Toshiba Europe researchers have demonstrated secure quantum communication using public fibre networks between two cities.
Researchers have securely exchanged cryptographic keys using the principles of quantum mechanics on a telecom fibre line between two German cities, successfully implementing the exchange of secret quantum keys in a protocol called Quantum Key Distribution (QKD).
Secure communication consists of encrypting and later decrypting messages using a key known only to the sender and the receiver. The problem is how to transfer or exchange the cryptographic key. Traditional secret key exchanges used hard-to-crack algorithms, but these codes may be broken with quantum computers. The QKD protocol leverages the power of quantum mechanics and provides unconditional security.
The team, led by senior researcher Mirko Pittaluga, took this protocol out of the research laboratory at Toshiba Europe in Cambridge, U.K., and demonstrated it in the real world using ordinary fibre optic cables between Frankfurt and Kehl, separated by over 250 km. The experiment was published in Nature (go.nature.com/3Gwp7bR). The field deployment of this technology can significantly lower quantum communication costs and bring closer to reality applications such as quantum internet, a network through which future quantum computers can communicate.

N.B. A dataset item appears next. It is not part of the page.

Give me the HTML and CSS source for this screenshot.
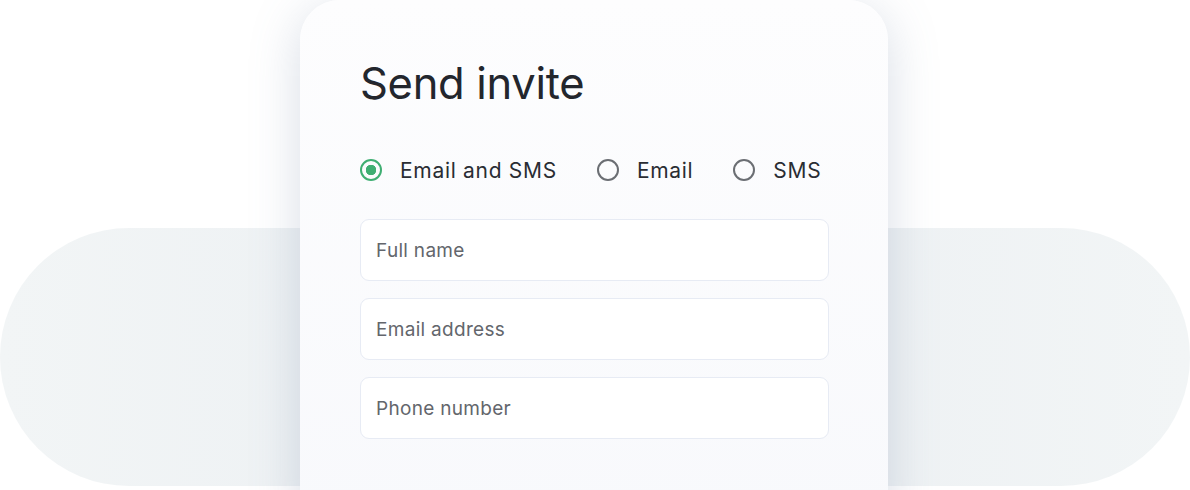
FILE: index.html
```html
<!DOCTYPE html>
<html lang="en">
  <head>
    <meta charset="UTF-8" />
    <meta name="viewport" content="width=device-width, initial-scale=1.0" />
    <title>Send invite</title>
    <link rel="stylesheet" href="styles.css">
  </head>
  <body>
    <div class="stage">
      <div class="pill"></div>

      <!-- invite card -->
      <form class="card">
        <h1 class="title">Send invite</h1>
        <div class="choices">
          <label class="choice">
            <input type="radio" name="channel" value="both" checked />
            <span class="dot"></span>
            Email and SMS
          </label>
          <label class="choice">
            <input type="radio" name="channel" value="email" />
            <span class="dot"></span>
            Email
          </label>
          <label class="choice">
            <input type="radio" name="channel" value="sms" />
            <span class="dot"></span>
            SMS
          </label>
        </div>
        <div class="fields">
          <input class="field" type="text" placeholder="Full name" />
          <input class="field" type="email" placeholder="Email address" />
          <input class="field" type="tel" placeholder="Phone number" />
        </div>
      </form>
    </div>
  </body>
</html>
```

FILE: styles.css
```css
html,
body {
  margin: 0;
  background: #fff;
}
body {
  font-family: Inter, "Noto Sans", sans-serif;
  color: #23262d;
  overflow: hidden;
}
.stage {
  display: grid;
  height: 490px;
  overflow: hidden;
}
.pill {
  grid-area: 1 / 1;
  align-self: start;
  margin-top: 228px;
  height: 258px;
  border-radius: 129px;
  background: linear-gradient(to right, #f2f5f6, #ebeff2 50%, #f2f5f6);
}
.card {
  grid-area: 1 / 1;
  justify-self: start;
  align-self: start;
  box-sizing: border-box;
  width: 588px;
  height: 520px;
  margin: 0 0 0 300px;
  padding: 55px 59px 0 60px;
  border-radius: 40px 40px 0 0;
  background: linear-gradient(#fdfdfe, #f8f9fc);
  box-shadow: 0 10px 50px rgba(105, 122, 160, 0.26);
}
.title {
  margin: 0;
  font-size: 43.5px;
  font-weight: 400;
  line-height: 56px;
  letter-spacing: -0.3px;
}
.choices {
  display: flex;
  gap: 40px;
  margin-top: 45px;
  height: 28px;
  align-items: center;
}
.choice {
  display: flex;
  align-items: center;
  gap: 18px;
  font-size: 21px;
  letter-spacing: 0.7px;
  color: #2a2d33;
}
.choice input {
  display: none;
}
.dot {
  box-sizing: border-box;
  width: 22px;
  height: 22px;
  border: 2px solid #6b6e73;
  border-radius: 50%;
}
.choice input:checked + .dot {
  border-color: #3fae72;
  background: radial-gradient(circle, #3fae72 0 5px, transparent 5.5px);
}
.fields {
  display: flex;
  flex-direction: column;
  gap: 17px;
  margin-top: 35px;
}
.field {
  box-sizing: border-box;
  height: 62px;
  padding: 0 15px;
  border: 1px solid #e7ebf4;
  border-radius: 9px;
  background: #fff;
  font-family: inherit;
  font-size: 19px;
  letter-spacing: 0.3px;
  outline: none;
}
.field::placeholder {
  color: #63666c;
}
```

"The protocol we used was introduced by Toshiba. I was part of the team that carried out the first experimental demonstrations," says Pittaluga, who is now Quantum Lead at Wave Photonics, a Cambridge-based company. At Toshiba, he was a part of the team that demonstrated the then-longest communication distance of 600 km in 2021 in a lab setting. Since then, others have pushed this protocol to even 1,000 km in a laboratory. "The next natural step was the practical demonstration of the protocol," he says.
The protocol used by the researchers is called the twin-field quantum key distribution protocol. This protocol, invented in Toshiba's labs in 2018, helps to extend the viable range of QKD. "It is nice that they have used a commercial fibre network normally used for telecommunications," points out Anil Prabhakar, Professor in the Department of Electrical Engineering at the Indian Institute of Technology (IIT) Madras. Prabhakar also leads efforts to build and implement quantum communication networks at the institute.
Deployment can lower quantum communication costs and bring closer to reality applications such as quantum internet.
A significant advantage of the method is that it does not need expensive cooling equipment. While earlier methods required the system to be kept at temperatures close to –272° Celsius, this system can function at temperatures in the 20° to –60°C range.
There were two transmitter nodes: A at Frankfurt and B at Kehl. The detector C was placed at Kirchfeld, a municipality close to Kehl. The AC distance was around 257 km, and BC 97 km.
Pittaluga recalls the scepticism the experiment evoked before the demonstration. The commonly expressed opinion was that the technology was too complicated to be implemented. This spurred the researcher, who felt it was necessary to demonstrate the method practically. "When everything came together, it was really satisfying," he says.
The very first attempt at realising the quantum network did not succeed. The snag, the team later realised, was not with the system. "It turned out that the problem was with a fibre that had been cut," Pittaluga says with a laugh. "Once the fibre was repaired, everything worked smoothly."
In a press statement, Andrew Shields, Vice President and Head of Quantum Technology at Toshiba Europe, said: "This trial represents another significant milestone in scaling QKD even further towards our end goal of building a quantum internet that connects major cities and countries together, with quantum-safe protection at its core."
Prabhakar adds that stabilising lossy fibres under field conditions is not a "trivial" task. He mentions that similar experiments are running at IIT Madras.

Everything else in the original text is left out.